-- begin Collected material --
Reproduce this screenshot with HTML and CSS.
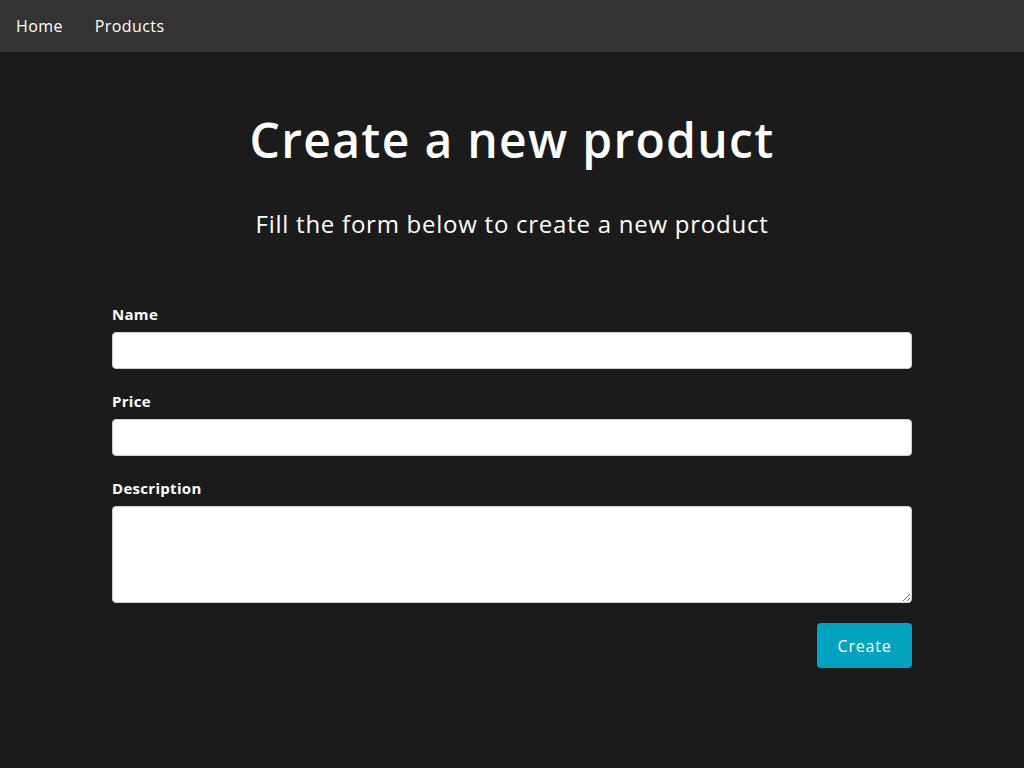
FILE: index.html
```html
<!DOCTYPE html>
<html lang="en">
<head>
<meta charset="utf-8">
<title>Create a new product</title>
<link rel="stylesheet" href="styles.css">
</head>
<body>
<nav class="navbar">
  <a class="nav-link" href="#">Home</a>
  <a class="nav-link" href="#">Products</a>
</nav>
<main class="page">
  <h1 class="title">Create a new product</h1>
  <p class="subtitle">Fill the form below to create a new product</p>
  <form class="form">
    <label class="field">
      <span class="label">Name</span>
      <input class="input" type="text">
    </label>
    <label class="field">
      <span class="label">Price</span>
      <input class="input" type="text">
    </label>
    <label class="field">
      <span class="label">Description</span>
      <textarea class="textarea"></textarea>
    </label>
    <div class="actions">
      <button class="btn" type="button">Create</button>
    </div>
  </form>
</main>
</body>
</html>
```

FILE: styles.css
```css
* { box-sizing: border-box; }
html, body { margin: 0; padding: 0; }
body {
  background: #1b1b1b;
  color: #ffffff;
  font-family: "Open Sans", "DejaVu Sans", sans-serif;
  min-height: 768px;
}
.navbar {
  height: 52px;
  background: #333333;
  display: flex;
  align-items: center;
}
.nav-link {
  color: #ffffff;
  text-decoration: none;
  font-size: 16px;
  letter-spacing: 0.4px;
  padding: 0 16px;
}
.page {
  display: flex;
  flex-direction: column;
  align-items: center;
}
.title {
  margin: 56px 0 0;
  font-size: 48px;
  font-weight: 600;
  line-height: 64px;
  letter-spacing: 1.3px;
}
.subtitle {
  margin: 36px 0 0;
  font-size: 24px;
  line-height: 32px;
  letter-spacing: 0.75px;
}
.form {
  width: 800px;
  margin-top: 62px;
  display: flex;
  flex-direction: column;
}
.field {
  display: flex;
  flex-direction: column;
  margin-bottom: 20px;
}
.label {
  font-size: 15px;
  font-weight: 700;
  line-height: 24px;
  letter-spacing: 0.3px;
  margin-bottom: 6px;
}
.input, .textarea {
  width: 100%;
  background: #ffffff;
  border: 1px solid #cfcfcf;
  border-radius: 4px;
  font: inherit;
}
.input { height: 37px; }
.textarea { height: 97px; resize: vertical; display: block; }
.actions {
  display: flex;
  justify-content: flex-end;
}
.btn {
  background: #00a2c0;
  color: #ffffff;
  border: none;
  border-radius: 4px;
  width: 95px;
  height: 45px;
  font-family: inherit;
  font-size: 16px;
  letter-spacing: 0.8px;
}
```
-- end Collected material --
● **Task instructions**: Make an exact reproduction of the listing above, without any pictures.

● **The reply**:
Reproduce this screenshot with HTML and CSS.
FILE: index.html
```html
<!DOCTYPE html>
<html lang="en">
<head>
<meta charset="utf-8">
<title>Create a new product</title>
<link rel="stylesheet" href="styles.css">
</head>
<body>
<nav class="navbar">
  <a class="nav-link" href="#">Home</a>
  <a class="nav-link" href="#">Products</a>
</nav>
<main class="page">
  <h1 class="title">Create a new product</h1>
  <p class="subtitle">Fill the form below to create a new product</p>
  <form class="form">
    <label class="field">
      <span class="label">Name</span>
      <input class="input" type="text">
    </label>
    <label class="field">
      <span class="label">Price</span>
      <input class="input" type="text">
    </label>
    <label class="field">
      <span class="label">Description</span>
      <textarea class="textarea"></textarea>
    </label>
    <div class="actions">
      <button class="btn" type="button">Create</button>
    </div>
  </form>
</main>
</body>
</html>
```

FILE: styles.css
```css
* { box-sizing: border-box; }
html, body { margin: 0; padding: 0; }
body {
  background: #1b1b1b;
  color: #ffffff;
  font-family: "Open Sans", "DejaVu Sans", sans-serif;
  min-height: 768px;
}
.navbar {
  height: 52px;
  background: #333333;
  display: flex;
  align-items: center;
}
.nav-link {
  color: #ffffff;
  text-decoration: none;
  font-size: 16px;
  letter-spacing: 0.4px;
  padding: 0 16px;
}
.page {
  display: flex;
  flex-direction: column;
  align-items: center;
}
.title {
  margin: 56px 0 0;
  font-size: 48px;
  font-weight: 600;
  line-height: 64px;
  letter-spacing: 1.3px;
}
.subtitle {
  margin: 36px 0 0;
  font-size: 24px;
  line-height: 32px;
  letter-spacing: 0.75px;
}
.form {
  width: 800px;
  margin-top: 62px;
  display: flex;
  flex-direction: column;
}
.field {
  display: flex;
  flex-direction: column;
  margin-bottom: 20px;
}
.label {
  font-size: 15px;
  font-weight: 700;
  line-height: 24px;
  letter-spacing: 0.3px;
  margin-bottom: 6px;
}
.input, .textarea {
  width: 100%;
  background: #ffffff;
  border: 1px solid #cfcfcf;
  border-radius: 4px;
  font: inherit;
}
.input { height: 37px; }
.textarea { height: 97px; resize: vertical; display: block; }
.actions {
  display: flex;
  justify-content: flex-end;
}
.btn {
  background: #00a2c0;
  color: #ffffff;
  border: none;
  border-radius: 4px;
  width: 95px;
  height: 45px;
  font-family: inherit;
  font-size: 16px;
  letter-spacing: 0.8px;
}
```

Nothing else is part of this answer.